• _Exercise description_:
Skip the pictures. Transcribe the rest of the data below without changing a word.
╔══
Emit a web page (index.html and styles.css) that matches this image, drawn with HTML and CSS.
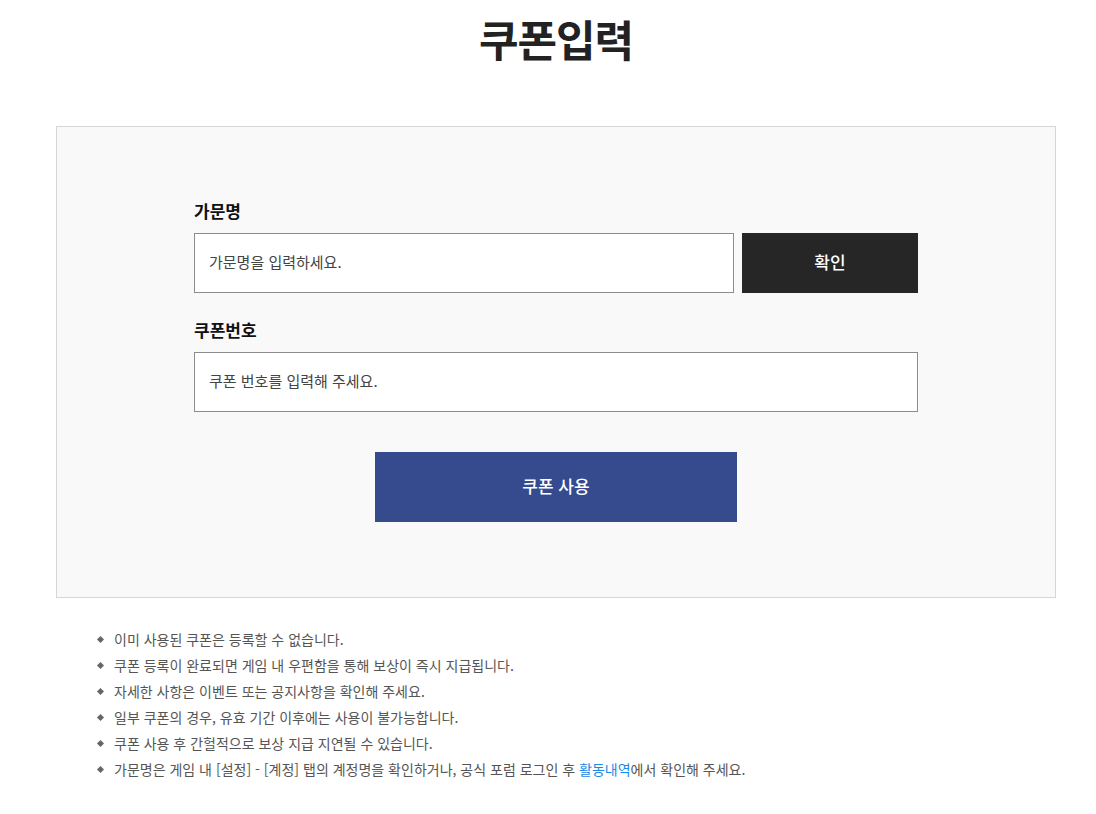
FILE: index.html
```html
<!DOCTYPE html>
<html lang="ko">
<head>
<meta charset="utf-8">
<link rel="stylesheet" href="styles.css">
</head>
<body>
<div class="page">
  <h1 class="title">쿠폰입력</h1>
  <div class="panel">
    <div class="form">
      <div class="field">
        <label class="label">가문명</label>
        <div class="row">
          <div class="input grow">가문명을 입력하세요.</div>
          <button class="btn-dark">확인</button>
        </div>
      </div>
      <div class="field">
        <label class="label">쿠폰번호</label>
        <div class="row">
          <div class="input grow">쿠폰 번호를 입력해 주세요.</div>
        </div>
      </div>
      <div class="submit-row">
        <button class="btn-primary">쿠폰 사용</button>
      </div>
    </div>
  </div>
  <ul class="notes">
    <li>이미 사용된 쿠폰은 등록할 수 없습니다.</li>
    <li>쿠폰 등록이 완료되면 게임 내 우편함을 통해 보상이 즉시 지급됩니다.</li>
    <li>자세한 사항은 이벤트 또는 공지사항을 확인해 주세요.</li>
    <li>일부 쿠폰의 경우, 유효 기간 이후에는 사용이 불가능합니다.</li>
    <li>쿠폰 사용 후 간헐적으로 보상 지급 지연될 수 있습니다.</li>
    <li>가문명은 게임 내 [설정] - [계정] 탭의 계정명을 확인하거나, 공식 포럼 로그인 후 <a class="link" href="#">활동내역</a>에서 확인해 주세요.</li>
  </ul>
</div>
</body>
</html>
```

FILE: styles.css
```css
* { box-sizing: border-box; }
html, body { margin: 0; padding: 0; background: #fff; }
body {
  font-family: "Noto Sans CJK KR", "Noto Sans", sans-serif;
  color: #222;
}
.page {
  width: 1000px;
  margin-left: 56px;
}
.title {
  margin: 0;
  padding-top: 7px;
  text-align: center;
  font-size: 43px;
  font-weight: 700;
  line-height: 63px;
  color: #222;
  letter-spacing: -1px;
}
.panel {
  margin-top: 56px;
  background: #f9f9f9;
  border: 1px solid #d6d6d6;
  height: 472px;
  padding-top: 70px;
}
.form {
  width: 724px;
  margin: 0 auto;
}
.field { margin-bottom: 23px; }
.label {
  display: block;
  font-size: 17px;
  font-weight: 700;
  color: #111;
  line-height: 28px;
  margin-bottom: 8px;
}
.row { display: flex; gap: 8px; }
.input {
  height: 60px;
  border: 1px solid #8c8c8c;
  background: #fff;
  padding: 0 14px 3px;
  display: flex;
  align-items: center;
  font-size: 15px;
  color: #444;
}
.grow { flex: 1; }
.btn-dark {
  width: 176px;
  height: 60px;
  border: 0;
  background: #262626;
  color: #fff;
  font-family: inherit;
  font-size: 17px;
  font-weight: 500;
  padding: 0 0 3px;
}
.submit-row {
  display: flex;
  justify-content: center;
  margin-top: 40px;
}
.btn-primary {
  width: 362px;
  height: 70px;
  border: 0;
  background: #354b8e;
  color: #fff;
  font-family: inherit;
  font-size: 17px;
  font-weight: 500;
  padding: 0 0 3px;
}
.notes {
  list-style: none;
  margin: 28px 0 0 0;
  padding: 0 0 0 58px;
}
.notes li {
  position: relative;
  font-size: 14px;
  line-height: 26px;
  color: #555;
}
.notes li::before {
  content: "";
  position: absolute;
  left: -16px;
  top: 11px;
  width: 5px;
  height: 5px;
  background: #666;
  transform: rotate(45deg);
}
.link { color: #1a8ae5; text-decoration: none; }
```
╚══
• _Finished task_:
Emit a web page (index.html and styles.css) that matches this image, drawn with HTML and CSS.
FILE: index.html
```html
<!DOCTYPE html>
<html lang="ko">
<head>
<meta charset="utf-8">
<link rel="stylesheet" href="styles.css">
</head>
<body>
<div class="page">
  <h1 class="title">쿠폰입력</h1>
  <div class="panel">
    <div class="form">
      <div class="field">
        <label class="label">가문명</label>
        <div class="row">
          <div class="input grow">가문명을 입력하세요.</div>
          <button class="btn-dark">확인</button>
        </div>
      </div>
      <div class="field">
        <label class="label">쿠폰번호</label>
        <div class="row">
          <div class="input grow">쿠폰 번호를 입력해 주세요.</div>
        </div>
      </div>
      <div class="submit-row">
        <button class="btn-primary">쿠폰 사용</button>
      </div>
    </div>
  </div>
  <ul class="notes">
    <li>이미 사용된 쿠폰은 등록할 수 없습니다.</li>
    <li>쿠폰 등록이 완료되면 게임 내 우편함을 통해 보상이 즉시 지급됩니다.</li>
    <li>자세한 사항은 이벤트 또는 공지사항을 확인해 주세요.</li>
    <li>일부 쿠폰의 경우, 유효 기간 이후에는 사용이 불가능합니다.</li>
    <li>쿠폰 사용 후 간헐적으로 보상 지급 지연될 수 있습니다.</li>
    <li>가문명은 게임 내 [설정] - [계정] 탭의 계정명을 확인하거나, 공식 포럼 로그인 후 <a class="link" href="#">활동내역</a>에서 확인해 주세요.</li>
  </ul>
</div>
</body>
</html>
```

FILE: styles.css
```css
* { box-sizing: border-box; }
html, body { margin: 0; padding: 0; background: #fff; }
body {
  font-family: "Noto Sans CJK KR", "Noto Sans", sans-serif;
  color: #222;
}
.page {
  width: 1000px;
  margin-left: 56px;
}
.title {
  margin: 0;
  padding-top: 7px;
  text-align: center;
  font-size: 43px;
  font-weight: 700;
  line-height: 63px;
  color: #222;
  letter-spacing: -1px;
}
.panel {
  margin-top: 56px;
  background: #f9f9f9;
  border: 1px solid #d6d6d6;
  height: 472px;
  padding-top: 70px;
}
.form {
  width: 724px;
  margin: 0 auto;
}
.field { margin-bottom: 23px; }
.label {
  display: block;
  font-size: 17px;
  font-weight: 700;
  color: #111;
  line-height: 28px;
  margin-bottom: 8px;
}
.row { display: flex; gap: 8px; }
.input {
  height: 60px;
  border: 1px solid #8c8c8c;
  background: #fff;
  padding: 0 14px 3px;
  display: flex;
  align-items: center;
  font-size: 15px;
  color: #444;
}
.grow { flex: 1; }
.btn-dark {
  width: 176px;
  height: 60px;
  border: 0;
  background: #262626;
  color: #fff;
  font-family: inherit;
  font-size: 17px;
  font-weight: 500;
  padding: 0 0 3px;
}
.submit-row {
  display: flex;
  justify-content: center;
  margin-top: 40px;
}
.btn-primary {
  width: 362px;
  height: 70px;
  border: 0;
  background: #354b8e;
  color: #fff;
  font-family: inherit;
  font-size: 17px;
  font-weight: 500;
  padding: 0 0 3px;
}
.notes {
  list-style: none;
  margin: 28px 0 0 0;
  padding: 0 0 0 58px;
}
.notes li {
  position: relative;
  font-size: 14px;
  line-height: 26px;
  color: #555;
}
.notes li::before {
  content: "";
  position: absolute;
  left: -16px;
  top: 11px;
  width: 5px;
  height: 5px;
  background: #666;
  transform: rotate(45deg);
}
.link { color: #1a8ae5; text-decoration: none; }
```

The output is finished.